- **EXERCISE AIM**: Print exactly, please, the lines from the top of the entries below up to and including the line with "Save, Share2, Undo2", and nothing else; pictures are excluded.

Front-end source files
----
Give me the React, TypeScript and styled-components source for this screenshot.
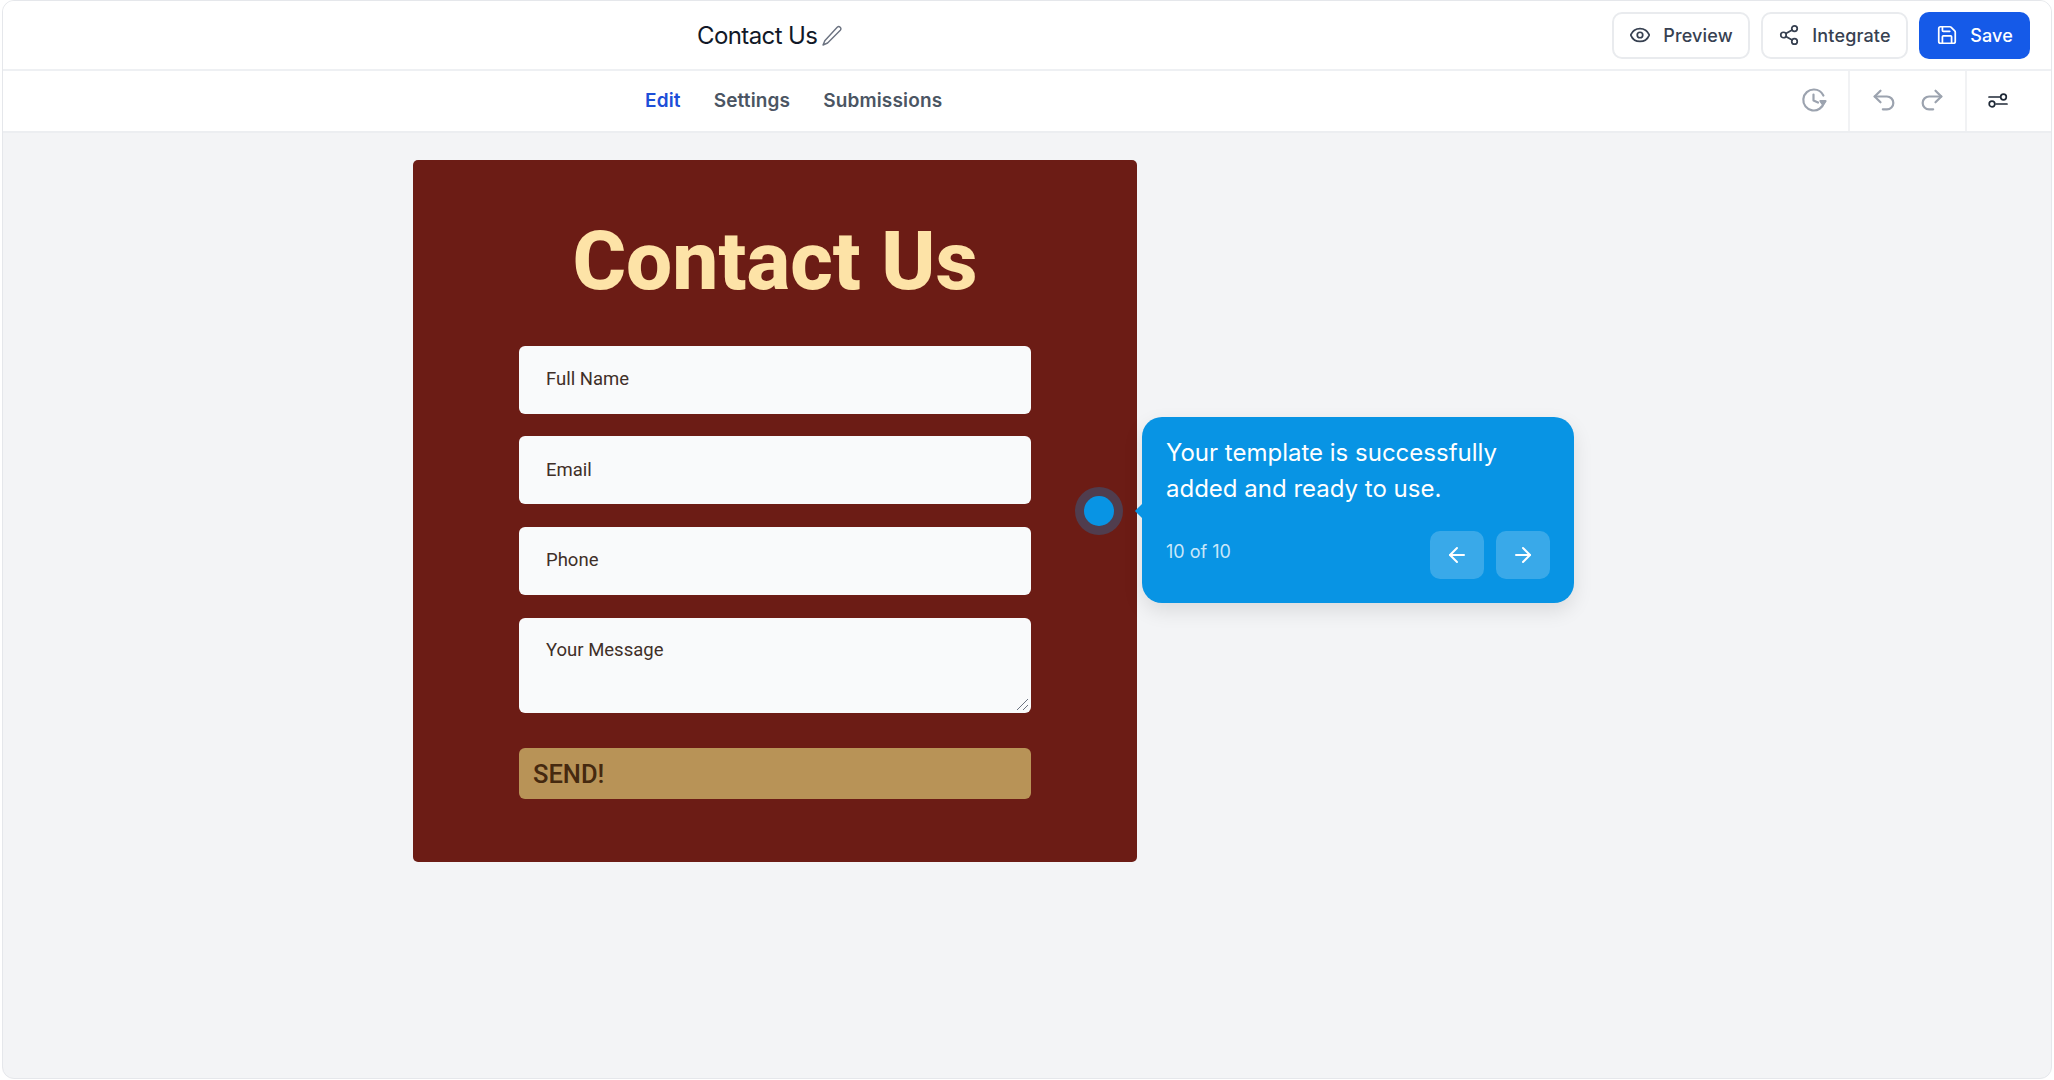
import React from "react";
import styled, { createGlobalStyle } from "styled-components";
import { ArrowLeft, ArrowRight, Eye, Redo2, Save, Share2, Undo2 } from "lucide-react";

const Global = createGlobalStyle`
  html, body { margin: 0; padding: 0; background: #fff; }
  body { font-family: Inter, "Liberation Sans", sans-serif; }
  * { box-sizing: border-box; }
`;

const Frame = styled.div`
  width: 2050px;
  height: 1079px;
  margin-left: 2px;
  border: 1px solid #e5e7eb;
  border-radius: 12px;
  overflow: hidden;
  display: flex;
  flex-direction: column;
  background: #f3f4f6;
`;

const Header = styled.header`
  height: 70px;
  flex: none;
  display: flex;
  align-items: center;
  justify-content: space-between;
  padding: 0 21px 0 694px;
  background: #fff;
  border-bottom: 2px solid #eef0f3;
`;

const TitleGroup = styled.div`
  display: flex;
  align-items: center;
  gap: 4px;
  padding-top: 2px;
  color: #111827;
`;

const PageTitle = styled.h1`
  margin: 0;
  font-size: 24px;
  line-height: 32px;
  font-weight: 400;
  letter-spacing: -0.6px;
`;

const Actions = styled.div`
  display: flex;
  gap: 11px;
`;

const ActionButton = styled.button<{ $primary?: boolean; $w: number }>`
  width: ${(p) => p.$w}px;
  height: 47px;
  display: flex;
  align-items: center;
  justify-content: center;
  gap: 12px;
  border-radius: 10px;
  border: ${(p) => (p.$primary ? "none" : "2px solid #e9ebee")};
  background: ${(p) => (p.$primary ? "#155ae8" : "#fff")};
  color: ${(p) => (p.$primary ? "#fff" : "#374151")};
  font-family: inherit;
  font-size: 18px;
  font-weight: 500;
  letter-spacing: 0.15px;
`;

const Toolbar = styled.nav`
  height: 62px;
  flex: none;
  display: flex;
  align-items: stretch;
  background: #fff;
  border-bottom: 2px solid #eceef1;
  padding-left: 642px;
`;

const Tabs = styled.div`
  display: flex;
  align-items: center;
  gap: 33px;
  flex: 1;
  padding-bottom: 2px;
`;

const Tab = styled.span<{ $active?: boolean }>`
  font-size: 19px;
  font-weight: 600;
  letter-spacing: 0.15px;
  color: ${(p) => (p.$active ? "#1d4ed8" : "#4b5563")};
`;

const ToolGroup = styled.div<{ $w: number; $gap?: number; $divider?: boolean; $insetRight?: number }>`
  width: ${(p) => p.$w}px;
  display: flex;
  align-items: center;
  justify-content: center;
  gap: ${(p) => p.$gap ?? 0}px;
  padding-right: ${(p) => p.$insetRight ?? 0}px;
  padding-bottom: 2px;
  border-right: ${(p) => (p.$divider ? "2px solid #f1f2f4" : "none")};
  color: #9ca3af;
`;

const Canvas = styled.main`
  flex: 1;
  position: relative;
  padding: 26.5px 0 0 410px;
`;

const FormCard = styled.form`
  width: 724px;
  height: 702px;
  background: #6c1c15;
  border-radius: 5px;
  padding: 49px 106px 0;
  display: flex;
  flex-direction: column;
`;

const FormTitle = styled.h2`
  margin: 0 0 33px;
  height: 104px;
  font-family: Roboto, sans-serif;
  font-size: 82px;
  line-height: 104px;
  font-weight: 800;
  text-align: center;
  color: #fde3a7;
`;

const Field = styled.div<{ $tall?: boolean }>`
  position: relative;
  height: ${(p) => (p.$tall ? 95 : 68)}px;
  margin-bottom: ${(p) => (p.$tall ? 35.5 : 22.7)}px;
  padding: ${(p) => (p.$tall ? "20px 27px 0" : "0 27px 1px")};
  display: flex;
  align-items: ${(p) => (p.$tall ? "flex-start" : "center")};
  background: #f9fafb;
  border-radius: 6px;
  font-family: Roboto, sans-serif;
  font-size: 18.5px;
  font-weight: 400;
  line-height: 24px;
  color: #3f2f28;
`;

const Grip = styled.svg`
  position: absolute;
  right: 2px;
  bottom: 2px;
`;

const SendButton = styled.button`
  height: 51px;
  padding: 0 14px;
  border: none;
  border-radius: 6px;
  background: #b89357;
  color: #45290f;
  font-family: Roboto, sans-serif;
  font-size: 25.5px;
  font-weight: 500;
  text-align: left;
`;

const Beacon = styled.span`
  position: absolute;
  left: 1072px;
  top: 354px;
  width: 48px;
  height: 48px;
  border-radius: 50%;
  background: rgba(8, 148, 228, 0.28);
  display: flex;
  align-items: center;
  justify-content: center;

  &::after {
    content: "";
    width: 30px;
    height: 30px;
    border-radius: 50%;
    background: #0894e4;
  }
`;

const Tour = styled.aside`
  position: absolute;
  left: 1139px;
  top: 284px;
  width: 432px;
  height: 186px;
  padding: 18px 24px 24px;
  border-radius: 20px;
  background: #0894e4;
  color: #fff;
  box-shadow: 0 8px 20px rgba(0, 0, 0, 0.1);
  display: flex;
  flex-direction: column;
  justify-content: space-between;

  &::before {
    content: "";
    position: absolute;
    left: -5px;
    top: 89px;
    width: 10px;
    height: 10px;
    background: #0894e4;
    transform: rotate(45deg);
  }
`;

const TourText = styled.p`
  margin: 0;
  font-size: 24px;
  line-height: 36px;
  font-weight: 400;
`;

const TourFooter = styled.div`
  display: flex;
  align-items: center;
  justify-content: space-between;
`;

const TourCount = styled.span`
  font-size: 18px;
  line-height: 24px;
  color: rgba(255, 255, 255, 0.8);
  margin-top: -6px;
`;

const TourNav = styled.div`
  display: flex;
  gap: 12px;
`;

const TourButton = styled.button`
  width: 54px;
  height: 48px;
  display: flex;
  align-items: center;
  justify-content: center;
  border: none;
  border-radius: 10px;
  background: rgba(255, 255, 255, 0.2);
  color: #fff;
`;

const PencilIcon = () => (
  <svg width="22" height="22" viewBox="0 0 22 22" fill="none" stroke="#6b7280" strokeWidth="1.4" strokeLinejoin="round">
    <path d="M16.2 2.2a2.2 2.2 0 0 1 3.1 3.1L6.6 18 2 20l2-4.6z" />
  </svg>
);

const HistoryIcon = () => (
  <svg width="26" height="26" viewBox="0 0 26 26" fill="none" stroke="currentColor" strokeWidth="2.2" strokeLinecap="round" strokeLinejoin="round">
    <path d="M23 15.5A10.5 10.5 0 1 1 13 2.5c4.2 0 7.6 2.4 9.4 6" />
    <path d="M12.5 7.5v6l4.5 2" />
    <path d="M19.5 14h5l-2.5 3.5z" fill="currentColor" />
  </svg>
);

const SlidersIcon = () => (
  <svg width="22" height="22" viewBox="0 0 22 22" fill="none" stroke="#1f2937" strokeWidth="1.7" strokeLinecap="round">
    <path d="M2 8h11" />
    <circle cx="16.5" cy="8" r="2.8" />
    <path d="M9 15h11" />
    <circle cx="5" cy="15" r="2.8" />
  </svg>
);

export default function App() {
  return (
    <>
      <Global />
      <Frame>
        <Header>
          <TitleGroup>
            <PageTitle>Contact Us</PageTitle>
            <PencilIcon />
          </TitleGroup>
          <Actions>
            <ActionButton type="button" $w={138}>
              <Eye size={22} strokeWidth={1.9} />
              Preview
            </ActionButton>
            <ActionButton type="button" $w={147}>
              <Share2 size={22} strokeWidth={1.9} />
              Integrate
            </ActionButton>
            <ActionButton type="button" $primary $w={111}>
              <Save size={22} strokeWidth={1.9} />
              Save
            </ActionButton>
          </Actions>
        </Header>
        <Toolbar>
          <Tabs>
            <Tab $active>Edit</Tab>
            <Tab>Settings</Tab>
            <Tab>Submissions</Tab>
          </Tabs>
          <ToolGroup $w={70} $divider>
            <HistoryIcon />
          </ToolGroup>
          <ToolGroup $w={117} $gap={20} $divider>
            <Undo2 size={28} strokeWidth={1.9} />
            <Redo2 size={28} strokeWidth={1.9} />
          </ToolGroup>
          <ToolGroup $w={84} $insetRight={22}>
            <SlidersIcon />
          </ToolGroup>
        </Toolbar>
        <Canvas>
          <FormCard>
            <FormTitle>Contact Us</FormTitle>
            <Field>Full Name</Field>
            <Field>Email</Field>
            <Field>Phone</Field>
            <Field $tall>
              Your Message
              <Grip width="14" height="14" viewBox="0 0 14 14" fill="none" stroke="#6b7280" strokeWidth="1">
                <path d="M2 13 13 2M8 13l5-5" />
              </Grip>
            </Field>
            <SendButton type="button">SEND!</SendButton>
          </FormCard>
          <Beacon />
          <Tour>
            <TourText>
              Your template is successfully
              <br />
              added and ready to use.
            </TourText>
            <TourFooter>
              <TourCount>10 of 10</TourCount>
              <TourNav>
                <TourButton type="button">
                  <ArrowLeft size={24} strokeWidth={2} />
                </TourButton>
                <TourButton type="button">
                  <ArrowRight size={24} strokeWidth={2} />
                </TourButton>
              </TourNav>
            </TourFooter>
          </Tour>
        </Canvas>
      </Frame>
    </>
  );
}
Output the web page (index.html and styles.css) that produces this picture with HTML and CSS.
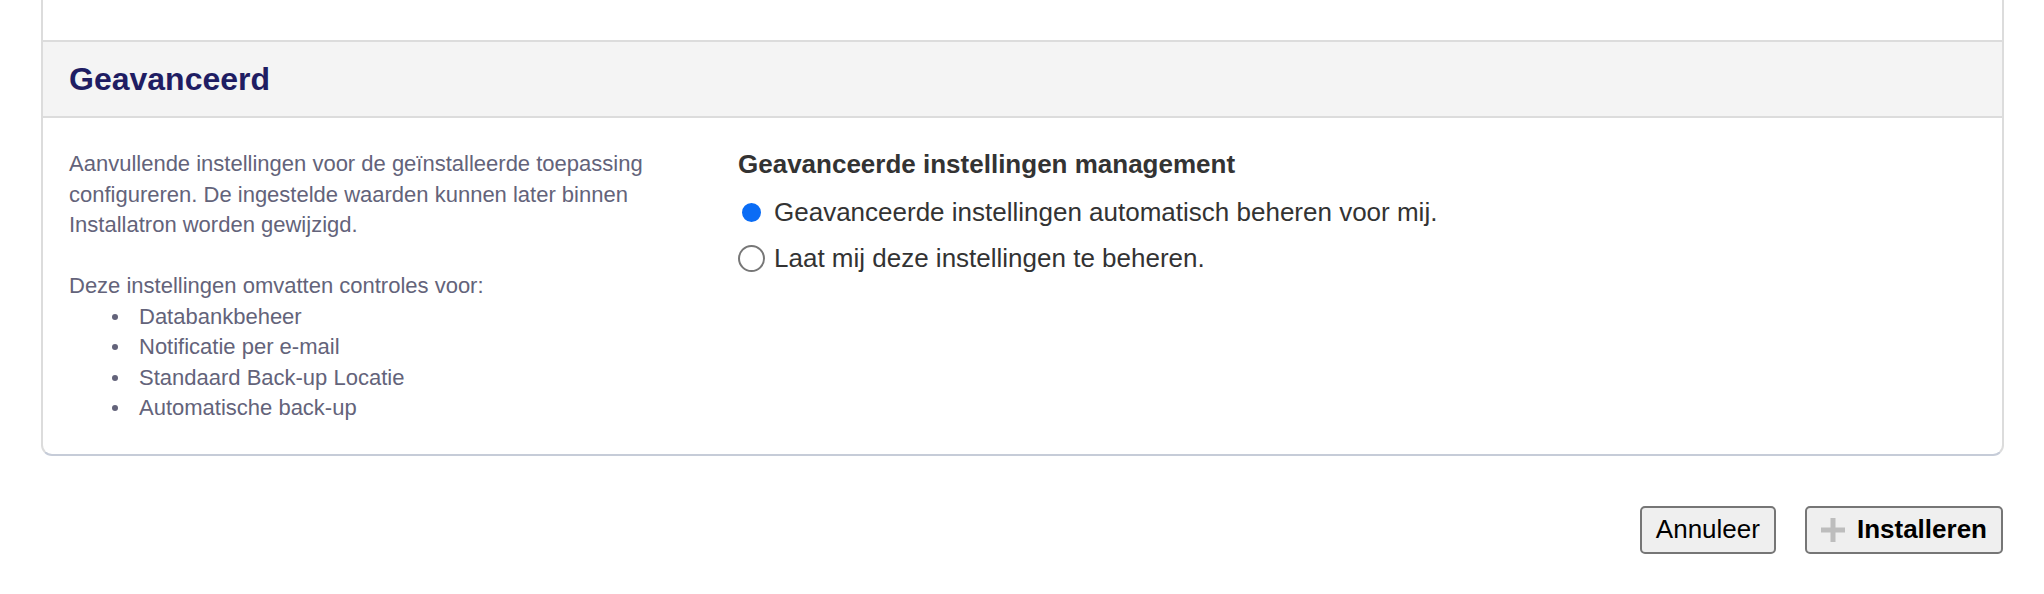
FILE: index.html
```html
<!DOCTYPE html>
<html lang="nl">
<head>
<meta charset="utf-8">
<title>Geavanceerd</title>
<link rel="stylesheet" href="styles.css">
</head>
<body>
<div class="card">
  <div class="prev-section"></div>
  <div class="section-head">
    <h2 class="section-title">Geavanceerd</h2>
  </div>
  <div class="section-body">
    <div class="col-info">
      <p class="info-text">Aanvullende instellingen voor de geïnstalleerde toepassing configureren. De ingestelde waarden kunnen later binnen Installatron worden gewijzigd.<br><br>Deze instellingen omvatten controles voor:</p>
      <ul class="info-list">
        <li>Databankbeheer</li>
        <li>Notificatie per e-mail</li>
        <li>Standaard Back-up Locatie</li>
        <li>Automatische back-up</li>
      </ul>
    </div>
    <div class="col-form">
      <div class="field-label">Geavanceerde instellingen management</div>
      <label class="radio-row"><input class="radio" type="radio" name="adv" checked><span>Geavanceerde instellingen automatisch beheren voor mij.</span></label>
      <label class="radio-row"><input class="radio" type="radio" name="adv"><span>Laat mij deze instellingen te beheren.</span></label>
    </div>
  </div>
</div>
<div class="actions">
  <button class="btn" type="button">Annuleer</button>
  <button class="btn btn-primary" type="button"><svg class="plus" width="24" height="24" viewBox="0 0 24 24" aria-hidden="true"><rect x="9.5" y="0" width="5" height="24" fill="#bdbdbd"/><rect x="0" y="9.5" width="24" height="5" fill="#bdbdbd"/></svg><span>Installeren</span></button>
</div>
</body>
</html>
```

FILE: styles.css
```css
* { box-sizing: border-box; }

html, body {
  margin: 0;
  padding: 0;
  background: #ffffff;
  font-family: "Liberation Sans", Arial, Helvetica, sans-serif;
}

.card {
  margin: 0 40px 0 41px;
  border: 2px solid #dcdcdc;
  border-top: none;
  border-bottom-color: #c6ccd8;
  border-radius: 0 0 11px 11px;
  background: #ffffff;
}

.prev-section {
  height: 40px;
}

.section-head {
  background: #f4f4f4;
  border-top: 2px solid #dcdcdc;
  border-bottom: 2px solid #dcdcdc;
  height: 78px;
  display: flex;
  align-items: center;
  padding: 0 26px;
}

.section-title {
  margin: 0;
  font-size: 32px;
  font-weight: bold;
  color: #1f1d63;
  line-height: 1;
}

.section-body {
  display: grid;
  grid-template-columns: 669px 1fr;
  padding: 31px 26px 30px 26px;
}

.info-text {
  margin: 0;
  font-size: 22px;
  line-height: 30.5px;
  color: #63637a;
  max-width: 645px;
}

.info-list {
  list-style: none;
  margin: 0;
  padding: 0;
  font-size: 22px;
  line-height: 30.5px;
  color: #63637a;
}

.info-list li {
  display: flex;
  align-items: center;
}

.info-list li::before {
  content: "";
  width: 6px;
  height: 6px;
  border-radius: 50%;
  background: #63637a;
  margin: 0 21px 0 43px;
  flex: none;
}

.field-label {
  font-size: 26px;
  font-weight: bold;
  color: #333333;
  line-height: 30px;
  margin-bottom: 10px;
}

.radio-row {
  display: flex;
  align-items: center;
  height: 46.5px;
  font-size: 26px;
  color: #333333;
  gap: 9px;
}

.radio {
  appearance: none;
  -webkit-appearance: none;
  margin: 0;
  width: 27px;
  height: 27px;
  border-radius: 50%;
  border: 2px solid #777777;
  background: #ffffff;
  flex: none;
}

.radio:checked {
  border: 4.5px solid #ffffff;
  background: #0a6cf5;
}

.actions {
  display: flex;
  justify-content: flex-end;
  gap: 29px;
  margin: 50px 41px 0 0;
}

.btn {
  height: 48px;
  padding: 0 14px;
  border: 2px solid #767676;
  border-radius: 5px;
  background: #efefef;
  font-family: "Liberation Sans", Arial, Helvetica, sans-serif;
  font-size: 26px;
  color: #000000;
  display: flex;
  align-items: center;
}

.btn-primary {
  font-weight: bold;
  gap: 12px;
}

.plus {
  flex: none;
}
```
----
- **FINISHED ANSWER**:
Give me the React, TypeScript and styled-components source for this screenshot.
import React from "react";
import styled, { createGlobalStyle } from "styled-components";
import { ArrowLeft, ArrowRight, Eye, Redo2, Save, Share2, Undo2 } from "lucide-react";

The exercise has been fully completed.